Unlike Hive tables that depend on directories and file listings, Iceberg tracks individual files and their metadata, enabling much faster query planning and reliable transactions.

Iceberg vs Delta Lake vs Hudi

┌─────────────────────────────────────────────────────────────────┐
│              Table Format Comparison                             │
├─────────────────────────────────────────────────────────────────┤
│ Feature           │ Iceberg  │ Delta Lake │ Hudi     │ Hive     │
├───────────────────┼──────────┼────────────┼──────────┼──────────┤
│ ACID Transactions │    ✓     │     ✓      │    ✓     │    ✗     │
│ Time Travel       │    ✓     │     ✓      │    ✓     │    ✗     │
│ Schema Evolution  │    ✓     │     ✓      │    ✓     │  Limited │
│ Hidden Partition  │    ✓     │     ✗      │    ✗     │    ✗     │
│ Engine Agnostic   │    ✓     │   Limited  │    ✓     │    ✓     │
│ Row-Level Deletes │    ✓     │     ✓      │    ✓     │    ✗     │
│ Concurrent Writes │    ✓     │     ✓      │    ✓     │    ✗     │
├───────────────────┴──────────┴────────────┴──────────┴──────────┤
│                                                                  │
│ Iceberg strengths:                                               │
│ • Truly open format (works with Spark, Flink, Trino, Dremio)    │
│ • Hidden partitioning (no partition columns in queries)         │
│ • Partition evolution without rewriting data                     │
│ • Excellent for very large tables (petabyte scale)              │
│                                                                  │
└─────────────────────────────────────────────────────────────────┘

Getting Started with Spark

from pyspark.sql import SparkSession

# Configure Spark with Iceberg
spark = SparkSession.builder \
    .appName("IcebergDemo") \
    .config("spark.jars.packages", "org.apache.iceberg:iceberg-spark-runtime-3.5_2.12:1.4.0") \
    .config("spark.sql.extensions", "org.apache.iceberg.spark.extensions.IcebergSparkSessionExtensions") \
    .config("spark.sql.catalog.demo", "org.apache.iceberg.spark.SparkCatalog") \
    .config("spark.sql.catalog.demo.type", "hadoop") \
    .config("spark.sql.catalog.demo.warehouse", "s3://my-bucket/warehouse") \
    .getOrCreate()

# Create database
spark.sql("CREATE DATABASE IF NOT EXISTS demo.analytics")

# Create Iceberg table
spark.sql("""
    CREATE TABLE demo.analytics.events (
        event_id STRING,
        user_id STRING,
        event_type STRING,
        event_time TIMESTAMP,
        properties MAP
    )
    USING iceberg
    PARTITIONED BY (days(event_time))
""")

# Insert data
df = spark.createDataFrame([
    ("e1", "u1", "click", "2024-12-24 10:00:00", {"page": "home"}),
    ("e2", "u2", "purchase", "2024-12-24 11:00:00", {"amount": "99.99"})
], ["event_id", "user_id", "event_type", "event_time", "properties"])

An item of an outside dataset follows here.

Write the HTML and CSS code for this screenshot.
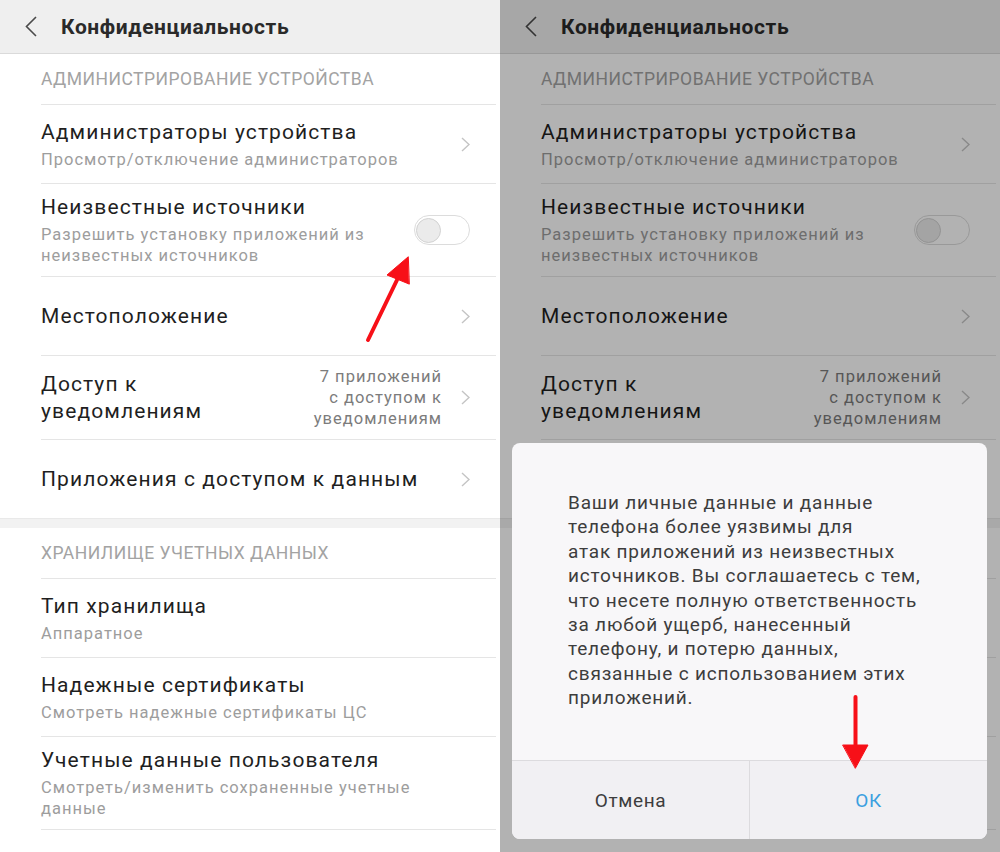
FILE: index.html
```html
<!DOCTYPE html>
<html lang="ru">
<head>
    <meta charset="UTF-8">
    <title>Конфиденциальность</title>
    <link rel="stylesheet" href="styles.css">
</head>
<body>
<div class="screens">
    <!-- экран 1: список настроек -->
    <div class="screen">
        <div class="titlebar">
            <svg class="back" viewBox="0 0 12 21"><polyline points="11,1 1.5,10.5 11,20"/></svg>
            <h1>Конфиденциальность</h1>
        </div>
        <div class="group-title">Администрирование устройства</div>
        <div class="row">
            <div class="row-text">
                <div class="row-title">Администраторы устройства</div>
                <div class="row-sub">Просмотр/отключение администраторов</div>
            </div>
            <svg class="chevron" viewBox="0 0 9 15"><polyline points="1,1 8,7.5 1,14"/></svg>
        </div>
        <div class="row">
            <div class="row-text">
                <div class="row-title">Неизвестные источники</div>
                <div class="row-sub">Разрешить установку приложений из<br>неизвестных источников</div>
            </div>
            <div class="switch"></div>
        </div>
        <div class="row">
            <div class="row-text">
                <div class="row-title">Местоположение</div>
            </div>
            <svg class="chevron" viewBox="0 0 9 15"><polyline points="1,1 8,7.5 1,14"/></svg>
        </div>
        <div class="row">
            <div class="row-text">
                <div class="row-title">Доступ к<br>уведомлениям</div>
            </div>
            <div class="row-value">7 приложений<br>с доступом к<br>уведомлениям</div>
            <svg class="chevron" viewBox="0 0 9 15"><polyline points="1,1 8,7.5 1,14"/></svg>
        </div>
        <div class="row">
            <div class="row-text">
                <div class="row-title">Приложения с доступом к данным</div>
            </div>
            <svg class="chevron" viewBox="0 0 9 15"><polyline points="1,1 8,7.5 1,14"/></svg>
        </div>
        <div class="gap"></div>
        <div class="group-title">Хранилище учетных данных</div>
        <div class="row">
            <div class="row-text">
                <div class="row-title">Тип хранилища</div>
                <div class="row-sub">Аппаратное</div>
            </div>
        </div>
        <div class="row">
            <div class="row-text">
                <div class="row-title">Надежные сертификаты</div>
                <div class="row-sub">Смотреть надежные сертификаты ЦС</div>
            </div>
        </div>
        <div class="row">
            <div class="row-text">
                <div class="row-title">Учетные данные пользователя</div>
                <div class="row-sub">Смотреть/изменить сохраненные учетные<br>данные</div>
            </div>
        </div>
        <div class="row">
            <div class="row-text">
                <div class="row-title">Установить с карты памяти</div>
            </div>
        </div>

        <svg class="arrow arrow--switch" viewBox="0 0 60 95">
            <line x1="13" y1="90" x2="42" y2="30"/>
            <polygon points="53,7 32,25 54,34"/>
        </svg>
    </div>

    <!-- экран 2: тот же список под диалогом -->
    <div class="screen">
        <div class="titlebar">
            <svg class="back" viewBox="0 0 12 21"><polyline points="11,1 1.5,10.5 11,20"/></svg>
            <h1>Конфиденциальность</h1>
        </div>
        <div class="group-title">Администрирование устройства</div>
        <div class="row">
            <div class="row-text">
                <div class="row-title">Администраторы устройства</div>
                <div class="row-sub">Просмотр/отключение администраторов</div>
            </div>
            <svg class="chevron" viewBox="0 0 9 15"><polyline points="1,1 8,7.5 1,14"/></svg>
        </div>
        <div class="row">
            <div class="row-text">
                <div class="row-title">Неизвестные источники</div>
                <div class="row-sub">Разрешить установку приложений из<br>неизвестных источников</div>
            </div>
            <div class="switch"></div>
        </div>
        <div class="row">
            <div class="row-text">
                <div class="row-title">Местоположение</div>
            </div>
            <svg class="chevron" viewBox="0 0 9 15"><polyline points="1,1 8,7.5 1,14"/></svg>
        </div>
        <div class="row">
            <div class="row-text">
                <div class="row-title">Доступ к<br>уведомлениям</div>
            </div>
            <div class="row-value">7 приложений<br>с доступом к<br>уведомлениям</div>
            <svg class="chevron" viewBox="0 0 9 15"><polyline points="1,1 8,7.5 1,14"/></svg>
        </div>
        <div class="row">
            <div class="row-text">
                <div class="row-title">Приложения с доступом к данным</div>
            </div>
            <svg class="chevron" viewBox="0 0 9 15"><polyline points="1,1 8,7.5 1,14"/></svg>
        </div>
        <div class="gap"></div>
        <div class="group-title">Хранилище учетных данных</div>
        <div class="row">
            <div class="row-text">
                <div class="row-title">Тип хранилища</div>
                <div class="row-sub">Аппаратное</div>
            </div>
        </div>
        <div class="row">
            <div class="row-text">
                <div class="row-title">Надежные сертификаты</div>
                <div class="row-sub">Смотреть надежные сертификаты ЦС</div>
            </div>
        </div>
        <div class="row">
            <div class="row-text">
                <div class="row-title">Учетные данные пользователя</div>
                <div class="row-sub">Смотреть/изменить сохраненные учетные<br>данные</div>
            </div>
        </div>
        <div class="row">
            <div class="row-text">
                <div class="row-title">Установить с карты памяти</div>
            </div>
        </div>

        <div class="scrim"></div>
        <div class="dialog">
            <div class="dialog-msg">Ваши личные данные и данные<br>телефона более уязвимы для<br>атак приложений из неизвестных<br>источников. Вы соглашаетесь с тем,<br>что несете полную ответственность<br>за любой ущерб, нанесенный<br>телефону, и потерю данных,<br>связанные с использованием этих<br>приложений.</div>
            <div class="dialog-actions">
                <div class="dialog-btn">Отмена</div>
                <div class="dialog-btn dialog-btn--ok">ОК</div>
            </div>
        </div>

        <svg class="arrow arrow--ok" viewBox="0 0 32 76">
            <line x1="15.5" y1="2" x2="15.5" y2="52"/>
            <polygon points="3,50 28,50 15.5,73"/>
        </svg>
    </div>
</div>
</body>
</html>
```

FILE: styles.css
```css
body {
    margin: 0;
    font-family: Roboto, "Noto Sans", sans-serif;
    background: #fff;
}
.screens {
    display: flex;
    width: 1000px;
    height: 852px;
    overflow: hidden;
}
.screen {
    position: relative;
    flex: none;
    width: 500px;
    overflow: hidden;
    background: #fff;
}

/* шапка */
.titlebar {
    display: flex;
    align-items: center;
    height: 53px;
    background: #efefef;
    border-bottom: 1px solid #dadada;
}
.back {
    width: 12px;
    height: 21px;
    margin-left: 25px;
    fill: none;
    stroke: #4a4a4a;
    stroke-width: 1.6;
}
.titlebar h1 {
    margin: 0 0 0 24px;
    font-size: 21px;
    font-weight: 700;
    color: #2a2a2a;
    letter-spacing: .6px;
}

/* группы и строки */
.group-title {
    height: 50px;
    line-height: 50px;
    padding-left: 41px;
    font-size: 17.5px;
    color: #a3a3a3;
    text-transform: uppercase;
    letter-spacing: .5px;
}
.row {
    display: flex;
    align-items: center;
    box-sizing: border-box;
    min-height: 79px;
    margin: 0 4px 0 41px;
    padding: 10px 26px 10px 0;
    border-top: 1px solid #e5e5e5;
}
.row-text {
    flex: 1;
}
.row-title {
    font-size: 21px;
    line-height: 27px;
    color: #1f1f1f;
    letter-spacing: 1.1px;
}
.row-sub {
    margin-top: 3px;
    font-size: 16.5px;
    line-height: 21px;
    color: #9d9d9d;
    letter-spacing: 1px;
}
.row-value {
    margin-right: 19px;
    text-align: right;
    font-size: 16.5px;
    line-height: 21px;
    color: #7c7c7c;
    letter-spacing: 1px;
}
.chevron {
    width: 9px;
    height: 15px;
    fill: none;
    stroke: #c4c4c4;
    stroke-width: 1.4;
}
.gap {
    height: 9px;
    background: #f2f2f2;
    border-top: 1px solid #e9e9e9;
}

/* переключатель (выкл.) */
.switch {
    display: flex;
    align-items: center;
    box-sizing: border-box;
    width: 56px;
    height: 30px;
    padding: 0 1px;
    border: 1px solid #dcdcdc;
    border-radius: 15px;
    background: #fff;
}
.switch::before {
    content: '';
    width: 25px;
    height: 25px;
    box-sizing: border-box;
    border: 1px solid #d2d2d2;
    border-radius: 50%;
    background: #ebebeb;
}

/* затемнение и диалог */
.scrim {
    position: absolute;
    inset: 0;
    background: rgba(0, 0, 0, .3);
}
.dialog {
    position: absolute;
    left: 12px;
    top: 443px;
    display: flex;
    flex-direction: column;
    width: 475px;
    height: 396px;
    overflow: hidden;
    border-radius: 8px;
    background: #f8f7f9;
}
.dialog-msg {
    flex: 1;
    padding: 48px 0 0 56px;
    font-size: 19px;
    line-height: 24.4px;
    color: #3d3d3d;
    letter-spacing: .8px;
    white-space: nowrap;
}
.dialog-actions {
    display: flex;
    height: 78px;
    border-top: 1px solid #dcdbde;
    background: #f1f0f3;
}
.dialog-btn {
    flex: 1;
    display: flex;
    align-items: center;
    justify-content: center;
    font-size: 19px;
    color: #3d3d3d;
    letter-spacing: .6px;
}
.dialog-btn--ok {
    border-left: 1px solid #dcdbde;
    color: #3a9fe0;
}

/* красные стрелки-подсказки */
.arrow {
    position: absolute;
    fill: #f71018;
    stroke: #f71018;
    stroke-width: 4;
    stroke-linecap: round;
}
.arrow polygon {
    stroke-width: 1;
    stroke-linejoin: round;
}
.arrow--switch {
    left: 355px;
    top: 250px;
    width: 60px;
    height: 95px;
}
.arrow--ok {
    left: 340px;
    top: 695px;
    width: 32px;
    height: 76px;
}
```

df.writeTo("demo.analytics.events").append()

Hidden Partitioning

Iceberg's killer feature - partition values are derived from data, not exposed to users.

-- Create table with hidden partitioning
CREATE TABLE demo.analytics.logs (
    log_id STRING,
    message STRING,
    log_time TIMESTAMP,
    level STRING
)
USING iceberg
PARTITIONED BY (
    days(log_time),      -- Partition by day
    bucket(16, log_id)   -- Hash bucket for even distribution
)

-- Query WITHOUT specifying partition columns!
-- Iceberg figures out partitions automatically
SELECT * FROM demo.analytics.logs
WHERE log_time BETWEEN '2024-12-01' AND '2024-12-31'
  AND level = 'ERROR'

-- Benefits:
-- 1. Users don't need to know partition scheme
-- 2. Partition scheme can change without breaking queries
-- 3. No partition columns cluttering results

-- Partition transforms available:
-- years(ts)      → Extract year
-- months(ts)     → Extract year-month
-- days(ts)       → Extract date
-- hours(ts)      → Extract hour
-- bucket(n, col) → Hash into n buckets
-- truncate(w, s) → Truncate string to width w

Schema Evolution

-- Add new column
ALTER TABLE demo.analytics.events
ADD COLUMN browser STRING

-- Rename column
ALTER TABLE demo.analytics.events
RENAME COLUMN properties TO metadata

-- Change column type (safe widening only)
ALTER TABLE demo.analytics.events
ALTER COLUMN user_id TYPE BIGINT

-- Drop column
ALTER TABLE demo.analytics.events
DROP COLUMN browser

-- Reorder columns
ALTER TABLE demo.analytics.events
ALTER COLUMN event_type AFTER user_id

-- Make column required/optional
ALTER TABLE demo.analytics.events
ALTER COLUMN user_id SET NOT NULL

ALTER TABLE demo.analytics.events
ALTER COLUMN user_id DROP NOT NULL

-- Schema evolution is tracked in metadata
-- Old data files are NOT rewritten

Time Travel

# View table history
spark.sql("SELECT * FROM demo.analytics.events.history").show()
# +------------------+-------------------+---------+
# |     made_current |     snapshot_id   | parent_id|
# +------------------+-------------------+---------+
# | 2024-12-24 10:00 | 1234567890123456  |   null  |
# | 2024-12-24 12:00 | 1234567890123457  |  ...    |
# +------------------+-------------------+---------+

# Read at specific snapshot
spark.sql("""
    SELECT * FROM demo.analytics.events
    VERSION AS OF 1234567890123456
""")

# Read at specific timestamp
spark.sql("""
    SELECT * FROM demo.analytics.events
    TIMESTAMP AS OF '2024-12-24 10:00:00'
""")

# Rollback to previous version
spark.sql("""
    CALL demo.system.rollback_to_snapshot('analytics.events', 1234567890123456)
""")

# Cherry-pick changes from a snapshot
spark.sql("""
    CALL demo.system.cherrypick_snapshot('analytics.events', 1234567890123457)
""")

Data Maintenance

# Expire old snapshots (keep last 5 days)
spark.sql("""
    CALL demo.system.expire_snapshots(
        table => 'analytics.events',
        older_than => TIMESTAMP '2024-12-19 00:00:00',
        retain_last => 10
    )
""")

# Remove orphan files (not referenced by any snapshot)
spark.sql("""
    CALL demo.system.remove_orphan_files(
        table => 'analytics.events',
        older_than => TIMESTAMP '2024-12-20 00:00:00'
    )
""")

# Compact small files
spark.sql("""
    CALL demo.system.rewrite_data_files(
        table => 'analytics.events',
        options => map('target-file-size-bytes', '134217728')  -- 128MB
    )
""")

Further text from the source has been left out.